The Seeds of a Cow

Sweet gourds are a good source of nutrition and income for farmers in Bangladesh. Photo: UBINIG

Champa Begum lives with her husband, Saiful and their younger child on 1/10 of an acre of land in Shalpa Naru village in Bangladesh.   Champa  uses their small homestead as a home garden to supplement the nutrition and income that comes from the additional 1/5 acre of land that Saiful farms. .

At a workshop in the local dai ghor, the centre for traditional birth attendants supported by PWRDF partner UBINIG, she learned that sweet gourds are very nutritious.  Her problem was that she didn’t have any sweet gourd seeds.

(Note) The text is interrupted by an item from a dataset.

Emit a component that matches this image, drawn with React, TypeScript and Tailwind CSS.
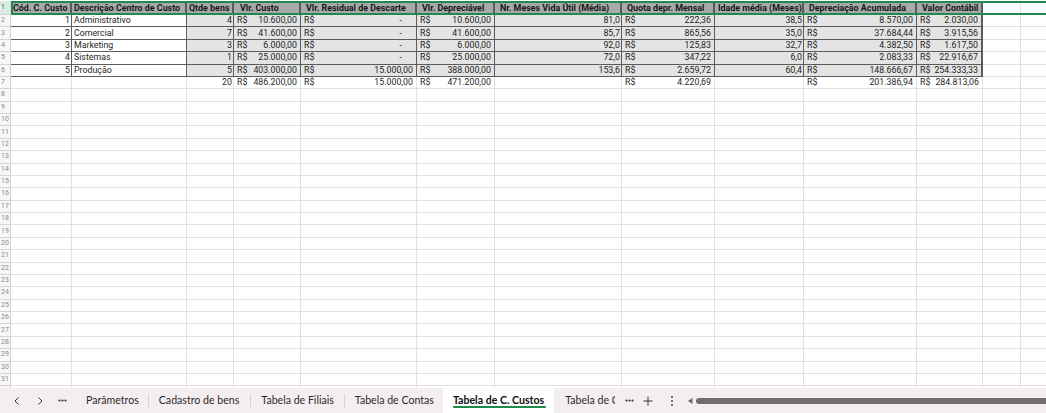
import React from "react";

const cols =
  "grid grid-cols-[11px_61px_115px_47px_67px_116px_78px_127px_93px_89px_113px_66px_38px_1fr]";

type Row = {
  cod: string;
  desc: string;
  qtde: string;
  custo: string;
  residual: string;
  deprec: string;
  meses: string;
  quota: string;
  idade: string;
  acum: string;
  contabil: string;
};

const rows: Row[] = [
  { cod: "1", desc: "Administrativo", qtde: "4", custo: "10.600,00", residual: "-", deprec: "10.600,00", meses: "81,0", quota: "222,36", idade: "38,5", acum: "8.570,00", contabil: "2.030,00" },
  { cod: "2", desc: "Comercial", qtde: "7", custo: "41.600,00", residual: "-", deprec: "41.600,00", meses: "85,7", quota: "865,56", idade: "35,0", acum: "37.684,44", contabil: "3.915,56" },
  { cod: "3", desc: "Marketing", qtde: "3", custo: "6.000,00", residual: "-", deprec: "6.000,00", meses: "92,0", quota: "125,83", idade: "32,7", acum: "4.382,50", contabil: "1.617,50" },
  { cod: "4", desc: "Sistemas", qtde: "1", custo: "25.000,00", residual: "-", deprec: "25.000,00", meses: "72,0", quota: "347,22", idade: "6,0", acum: "2.083,33", contabil: "22.916,67" },
  { cod: "5", desc: "Produção", qtde: "5", custo: "403.000,00", residual: "15.000,00", deprec: "388.000,00", meses: "153,6", quota: "2.659,72", idade: "60,4", acum: "148.666,67", contabil: "254.333,33" },
];

const headers = [
  { t: "Cód. C. Custo", p: "pl-[2px]" },
  { t: "Descrição Centro de Custo", p: "pl-[2px]" },
  { t: "Qtde bens", p: "pl-[2px]" },
  { t: "Vlr. Custo", p: "pl-[6px]" },
  { t: "Vlr. Residual de Descarte", p: "pl-[5px]" },
  { t: "Vlr. Depreciável", p: "pl-[5px]" },
  { t: "Nr. Meses Vida Útil (Média)", p: "pl-[5px]" },
  { t: "Quota depr. Mensal", p: "pl-[5px]" },
  { t: "Idade média (Meses)", p: "pl-[3px]" },
  { t: "Depreciação Acumulada", p: "pl-[5px]" },
  { t: "Valor Contábil", p: "pl-[5px]" },
];

function RowNum({ n, active }: { n: number; active?: boolean }) {
  return (
    <div
      className={
        "flex items-center pl-[1px] text-[7px] border-r border-b border-[#d4d4d4] " +
        (active ? "bg-[#dcebe1] text-[#1e7b45]" : "bg-[#f7f7f7] text-[#8a8a8a]")
      }
    >
      {n}
    </div>
  );
}

function Money({ v, dash, gray, total }: { v: string; dash?: boolean; gray?: boolean; total?: boolean }) {
  return (
    <div
      className={
        "flex justify-between items-center pl-[3px] pr-[3px] whitespace-nowrap " +
        (total ? "border-r border-b border-[#e2e2e2] " : "border-r border-b border-[#5c5c5c] ") +
        (gray ? "bg-[#e4e4e4]" : "")
      }
    >
      <span>R$</span>
      <span className={dash ? "pr-[11px]" : ""}>{v}</span>
    </div>
  );
}

function Num({ v, gray, left, total }: { v: string; gray?: boolean; left?: boolean; total?: boolean }) {
  return (
    <div
      className={
        "flex items-center whitespace-nowrap overflow-hidden " +
        (left ? "pl-[2px] " : "justify-end pr-[1px] ") +
        (total ? "border-r border-b border-[#e2e2e2] " : "border-r border-b border-[#5c5c5c] ") +
        (gray ? "bg-[#e4e4e4]" : "")
      }
    >
      {v}
    </div>
  );
}

function Blank() {
  return <div className="border-r border-b border-[#e2e2e2]" />;
}

function Dots() {
  return (
    <svg width="9" height="3" viewBox="0 0 9 3">
      <circle cx="1.5" cy="1.5" r="1.1" fill="#333" />
      <circle cx="4.5" cy="1.5" r="1.1" fill="#333" />
      <circle cx="7.5" cy="1.5" r="1.1" fill="#333" />
    </svg>
  );
}

export default function App() {
  const empty = Array.from({ length: 25 }, (_, i) => i + 8);
  return (
    <div
      className="w-[1046px] h-[413px] overflow-hidden bg-white flex flex-col text-[#1f1f1f]"
      style={{ fontFamily: "Roboto, 'Liberation Sans', sans-serif" }}
    >
      <div className="flex-1 overflow-hidden pt-[1px] text-[8.8px] leading-none">
        {/* header row */}
        <div className={cols + " h-[14px] relative"}>
          <RowNum n={1} active />
          {headers.map((h, i) => (
            <div
              key={i}
              className={
                "flex items-center font-bold text-[8.9px] whitespace-nowrap overflow-hidden bg-[#a9a9a9] text-[#161616] border-r-2 border-[#5a5a5a] " +
                h.p
              }
            >
              {h.t}
            </div>
          ))}
          <div className="bg-white border-r border-[#e2e2e2]" />
          <div className="bg-white" />
          <div className="absolute left-[11px] right-0 top-0 bottom-0 border-y-2 border-l-2 border-[#1e8a4c] pointer-events-none" />
        </div>

        {rows.map((r, i) => (
          <div key={i} className={cols + " h-[12.38px]"}>
            <RowNum n={i + 2} />
            <Num v={r.cod} />
            <Num v={r.desc} left />
            <Num v={r.qtde} gray />
            <Money v={r.custo} gray />
            <Money v={r.residual} dash={r.residual === "-"} gray />
            <Money v={r.deprec} gray />
            <Num v={r.meses} gray />
            <Money v={r.quota} gray />
            <Num v={r.idade} gray />
            <Money v={r.acum} gray />
            <div className="flex justify-between items-center pl-[3px] pr-[3px] whitespace-nowrap bg-[#e4e4e4] border-b border-[#5c5c5c] border-r-2 border-r-[#5a5a5a]">
              <span>R$</span>
              <span>{r.contabil}</span>
            </div>
            <Blank />
            <div className="border-b border-[#e2e2e2]" />
          </div>
        ))}

        {/* totals */}
        <div className={cols + " h-[12.38px]"}>
          <RowNum n={7} />
          <Blank />
          <Blank />
          <Num v="20" total />
          <Money v="486.200,00" total />
          <Money v="15.000,00" total />
          <Money v="471.200,00" total />
          <Blank />
          <Money v="4.220,69" total />
          <Blank />
          <Money v="201.386,94" total />
          <Money v="284.813,06" total />
          <Blank />
          <div className="border-b border-[#e2e2e2]" />
        </div>

        {empty.map((n) => (
          <div key={n} className={cols + " h-[12.38px]"}>
            <RowNum n={n} />
            {Array.from({ length: 12 }, (_, j) => (
              <Blank key={j} />
            ))}
            <div className="border-b border-[#e2e2e2]" />
          </div>
        ))}
      </div>

      {/* sheet tabs */}
      <div
        className="h-[25px] shrink-0 bg-[#f4eef1] flex items-center text-[10.6px] text-[#2b2b2b]"
        style={{ fontFamily: "Lato, 'Noto Sans', sans-serif" }}
      >
        <svg width="8" height="10" viewBox="0 0 8 10" className="ml-[13px]">
          <path d="M5.5 1.5 L2 5 L5.5 8.5" fill="none" stroke="#333" strokeWidth="1" />
        </svg>
        <svg width="8" height="10" viewBox="0 0 8 10" className="ml-[15px]">
          <path d="M2.5 1.5 L6 5 L2.5 8.5" fill="none" stroke="#333" strokeWidth="1" />
        </svg>
        <span className="ml-[14px] flex">
          <Dots />
        </span>
        <span className="ml-[19px]">Parâmetros</span>
        <span className="ml-[9px] w-px h-[13px] bg-[#d6cfd3]" />
        <span className="ml-[10px]">Cadastro de bens</span>
        <span className="ml-[11px] w-px h-[13px] bg-[#d6cfd3]" />
        <span className="ml-[10px]">Tabela de Filiais</span>
        <span className="ml-[10px] w-px h-[13px] bg-[#d6cfd3]" />
        <span className="ml-[10px]">Tabela de Contas</span>
        <div className="ml-[9px] h-full bg-white px-[10px] flex flex-col justify-center relative">
          <span className="font-bold text-[#111]">Tabela de C. Custos</span>
          <span className="absolute left-[10px] right-[8px] bottom-[5px] h-[2px] bg-[#1e8a4c] rounded" />
        </div>
        <span className="ml-[11px] w-[50px] overflow-hidden whitespace-nowrap">Tabela de Custos</span>
        <span className="ml-[10px] flex">
          <Dots />
        </span>
        <svg width="10" height="10" viewBox="0 0 10 10" className="ml-[9px]">
          <path d="M5 0.5 V9.5 M0.5 5 H9.5" stroke="#333" strokeWidth="1" />
        </svg>
        <svg width="4" height="12" viewBox="0 0 4 12" className="ml-[17px]">
          <circle cx="2" cy="2" r="1" fill="#444" />
          <circle cx="2" cy="6" r="1" fill="#444" />
          <circle cx="2" cy="10" r="1" fill="#444" />
        </svg>
        <svg width="5" height="6" viewBox="0 0 5 6" className="ml-[14px]">
          <path d="M4.5 0 L0 3 L4.5 6 Z" fill="#666" />
        </svg>
        <div className="ml-[3px] flex-1 h-[6px] bg-[#6e6e6e] rounded-l-full" />
      </div>
    </div>
  );
}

She visited the Nayakrishi Seed Hut next door do the dai ghor.  Seed huts are places, also supported by UBINIG, where farmers store a wide variety of seeds for indigenous crops.  Champa was able to borrow some sweet gourd seeds to start her first crop.

Champa’s crop did very well and she had enough sweet gourds to feed her family, but had an extra four dozen gourds that she was able to sell at the market.  She used the proceeds from this sale to purchase a goat.

But what Champa really wanted was a cow.  She had had to sell her cow several years earlier when her older child, a daughter, got married.  The family had never had the money to replace the cow.

Just six months after starting to grow sweet gourds, Champa’s goat had grown big enough that she could sell it and, with a bit of extra money she’s saved, buy a calf.  Within a year, her calf will have grown up and Champa will finally have a cow again.

After the harvest, Champa returned the seed she had borrowed to the seed hut.  It had been a highly successful season- she fed her family, returned the borrowed seed, had enough seed to plant next season, and bought a cow!

From a seed to a cow- thanks to Champa’s hard work and a helping hand from PWRDF’s partner UBINIG.